Bush campaigned for school choice last year. And he introduced a modest voucher plan in his “No Child Left Behind” education bill. But conservatives grew concerned when the House and Senate stripped vouchers from his education bill and the president did not fight to restore them.
“It is morning in America again,” said Mark R. Levin of the Landmark Legal Foundation, a public interest law firm fighting for school choice. “The left claims to represent the interest of the poor and children. But every day they take affirmative steps to deny so many of them an opportunity to succeed. Public education is where the battle needs to be fought.”
The Ohio Pilot Project Scholarship Program is an ideal test, both in court and in the media. Cleveland’s vouchers are designed to give low-income children options to escape failing schools. In 1995, a federal court ordered the district be taken over by the state superintendent – Cleveland’s public schools met none of the 18 minimum standards. And just 9 percent of ninth graders could even pass all four parts of the Ohio proficiency test.
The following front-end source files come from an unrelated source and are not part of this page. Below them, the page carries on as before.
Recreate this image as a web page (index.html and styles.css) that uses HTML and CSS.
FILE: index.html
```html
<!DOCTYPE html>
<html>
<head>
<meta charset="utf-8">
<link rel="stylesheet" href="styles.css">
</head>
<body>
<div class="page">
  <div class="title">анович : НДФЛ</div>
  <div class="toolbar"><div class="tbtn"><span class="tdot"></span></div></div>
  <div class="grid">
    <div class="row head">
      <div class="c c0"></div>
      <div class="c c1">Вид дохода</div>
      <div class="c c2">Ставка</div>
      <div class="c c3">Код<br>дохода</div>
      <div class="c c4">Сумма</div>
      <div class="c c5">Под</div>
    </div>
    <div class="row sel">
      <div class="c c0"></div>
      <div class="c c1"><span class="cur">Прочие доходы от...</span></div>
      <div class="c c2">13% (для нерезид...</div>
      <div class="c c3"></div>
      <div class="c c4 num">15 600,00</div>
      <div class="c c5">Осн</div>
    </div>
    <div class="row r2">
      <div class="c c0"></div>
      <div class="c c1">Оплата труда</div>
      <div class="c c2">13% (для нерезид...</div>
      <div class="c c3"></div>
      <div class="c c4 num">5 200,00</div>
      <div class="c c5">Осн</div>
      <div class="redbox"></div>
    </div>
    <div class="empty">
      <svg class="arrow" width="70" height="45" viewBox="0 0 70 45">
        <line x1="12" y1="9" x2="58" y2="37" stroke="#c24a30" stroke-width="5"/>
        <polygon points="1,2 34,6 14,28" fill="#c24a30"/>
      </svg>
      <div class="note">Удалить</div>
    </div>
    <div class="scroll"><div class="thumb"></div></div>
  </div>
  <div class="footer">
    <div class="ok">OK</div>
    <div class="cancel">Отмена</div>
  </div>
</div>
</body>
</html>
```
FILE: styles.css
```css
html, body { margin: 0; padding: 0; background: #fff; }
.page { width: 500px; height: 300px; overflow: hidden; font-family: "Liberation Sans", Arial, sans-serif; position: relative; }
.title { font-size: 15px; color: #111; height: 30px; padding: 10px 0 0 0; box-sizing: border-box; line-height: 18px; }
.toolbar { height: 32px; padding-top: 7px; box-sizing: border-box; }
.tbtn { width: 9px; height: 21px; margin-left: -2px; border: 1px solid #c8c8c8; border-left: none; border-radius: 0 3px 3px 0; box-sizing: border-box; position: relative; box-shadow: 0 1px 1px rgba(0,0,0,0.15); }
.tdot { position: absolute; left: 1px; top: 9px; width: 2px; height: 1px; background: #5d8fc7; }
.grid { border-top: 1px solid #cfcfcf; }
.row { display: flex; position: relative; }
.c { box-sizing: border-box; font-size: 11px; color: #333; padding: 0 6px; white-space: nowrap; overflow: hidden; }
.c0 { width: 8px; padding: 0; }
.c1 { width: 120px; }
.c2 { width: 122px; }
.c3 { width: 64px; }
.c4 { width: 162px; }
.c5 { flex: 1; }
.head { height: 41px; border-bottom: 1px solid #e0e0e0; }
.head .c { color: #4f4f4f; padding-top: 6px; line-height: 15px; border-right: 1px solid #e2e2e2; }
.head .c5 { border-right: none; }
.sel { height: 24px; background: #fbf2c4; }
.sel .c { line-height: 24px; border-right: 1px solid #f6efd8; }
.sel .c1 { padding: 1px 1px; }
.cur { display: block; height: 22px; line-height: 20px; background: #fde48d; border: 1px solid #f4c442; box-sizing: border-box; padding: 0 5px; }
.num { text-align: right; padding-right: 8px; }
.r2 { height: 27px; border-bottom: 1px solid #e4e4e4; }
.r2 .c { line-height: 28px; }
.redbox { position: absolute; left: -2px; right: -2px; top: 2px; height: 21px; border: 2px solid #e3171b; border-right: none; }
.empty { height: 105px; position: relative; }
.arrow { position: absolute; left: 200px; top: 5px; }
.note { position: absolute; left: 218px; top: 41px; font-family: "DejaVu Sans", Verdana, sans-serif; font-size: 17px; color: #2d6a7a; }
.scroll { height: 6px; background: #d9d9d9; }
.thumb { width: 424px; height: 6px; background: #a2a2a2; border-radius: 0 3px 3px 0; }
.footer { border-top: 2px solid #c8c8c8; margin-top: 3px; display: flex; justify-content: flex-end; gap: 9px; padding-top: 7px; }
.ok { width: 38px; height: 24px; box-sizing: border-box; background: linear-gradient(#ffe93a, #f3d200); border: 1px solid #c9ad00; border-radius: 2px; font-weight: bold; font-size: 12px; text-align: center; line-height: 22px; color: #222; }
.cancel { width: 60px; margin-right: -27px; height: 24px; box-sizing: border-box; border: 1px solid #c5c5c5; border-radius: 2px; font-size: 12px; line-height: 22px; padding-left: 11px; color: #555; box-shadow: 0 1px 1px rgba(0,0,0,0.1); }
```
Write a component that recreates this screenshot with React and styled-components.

Yet, the 6th Circuit Court of Appeals struck down the voucher program, saying that it violates the First Amendment’s ban on government establishment of religion. In a bizarre twist, the court determined it was a violation because “the great majority of schools benefited by these tuition dollars are sectarian.” The reason? The court said that because the vouchers were limited, private nonsectarian schools were priced out of the market.
In other words, because public schools couldn’t perform and religious schools were cheaper than ritzy private schools, it appeared the program was funding religion.
Olson argues, however, that the program is constitutional because it does not specify which schools kids must attend. That is left up to the private decisions of parents.
“All private schools are eligible to participate in the program, without regard to whether they are sectarian or not,” the government argued. “Religious schools may benefit under the program only as a result of the independent and private choice of parents to enroll their children in a participating religious schools.”
From the beginning, the most vehement critics of school choice have feared an outright test of school choice in the U.S. Supreme Court, preferring to carefully argue cases in an effort to contain any victory at the state level.
The Supreme Court has also shied away from any broad decisions, but has upheld the program in Milwaukee, Wis. That’s why the solicitor general wants a decision.
“It is in the nation’s interest,” said Olson, “that that clear conflict be resolved by this court, so that policymakers may know without further delay whether such programs are a constitutionally permissible option for expanding educational opportunity for children enrolled in failing public schools across America.”
The solicitor general pointed out that tax dollars already go to sectarian groups for fully endorsed causes such as child care, provision of social service, and educational IRAs.